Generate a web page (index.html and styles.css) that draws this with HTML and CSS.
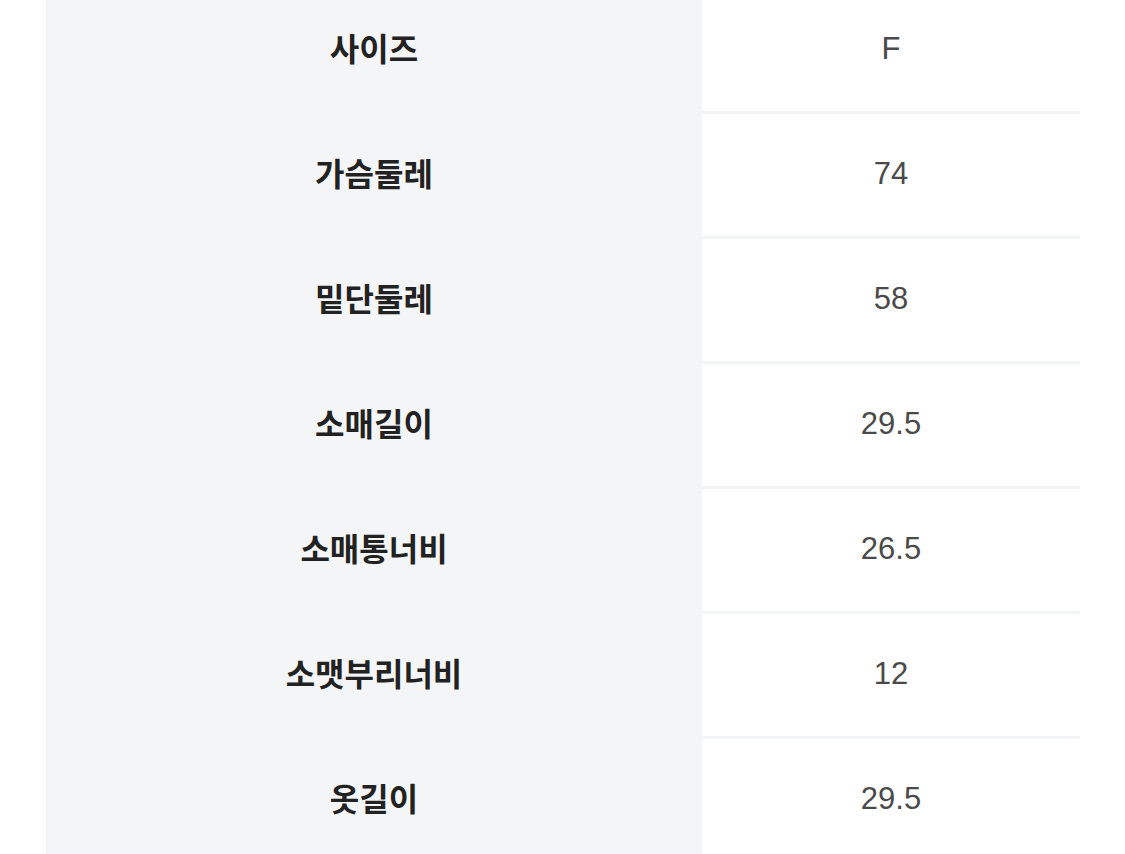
FILE: index.html
```html
<!DOCTYPE html>
<html lang="ko">
<head>
<meta charset="utf-8">
<link rel="stylesheet" href="styles.css">
</head>
<body>
<div class="table">
  <div class="row"><div class="label">사이즈</div><div class="value">F</div></div>
  <div class="row"><div class="label">가슴둘레</div><div class="value">74</div></div>
  <div class="row"><div class="label">밑단둘레</div><div class="value">58</div></div>
  <div class="row"><div class="label">소매길이</div><div class="value">29.5</div></div>
  <div class="row"><div class="label">소매통너비</div><div class="value">26.5</div></div>
  <div class="row"><div class="label">소맷부리너비</div><div class="value">12</div></div>
  <div class="row"><div class="label">옷길이</div><div class="value">29.5</div></div>
</div>
</body>
</html>
```
FILE: styles.css
```css
html, body {
  margin: 0;
  padding: 0;
  background: #ffffff;
  overflow: hidden;
}
.table {
  margin: -14px 45px 0 46px;
  display: flex;
  flex-direction: column;
}
.row {
  display: grid;
  grid-template-columns: 656px 1fr;
  height: 125px;
}
.label {
  background: #f4f5f7;
  display: flex;
  align-items: center;
  justify-content: center;
  font-family: "Noto Sans CJK KR", "Noto Sans", sans-serif;
  font-weight: 700;
  font-size: 32px;
  color: #222222;
  padding-bottom: 3px;
}
.value {
  border-top: 3px solid #f3f4f6;
  display: flex;
  align-items: center;
  justify-content: center;
  font-family: "Liberation Sans", "Noto Sans CJK KR", sans-serif;
  font-size: 31px;
  color: #4a4a4a;
  padding-bottom: 3px;
}
```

════════

**Exercise prompt**
Take each line of the material that contains the word "index" and list it.

**Result of the task**
Generate a web page (index.html and styles.css) that draws this with HTML and CSS.
FILE: index.html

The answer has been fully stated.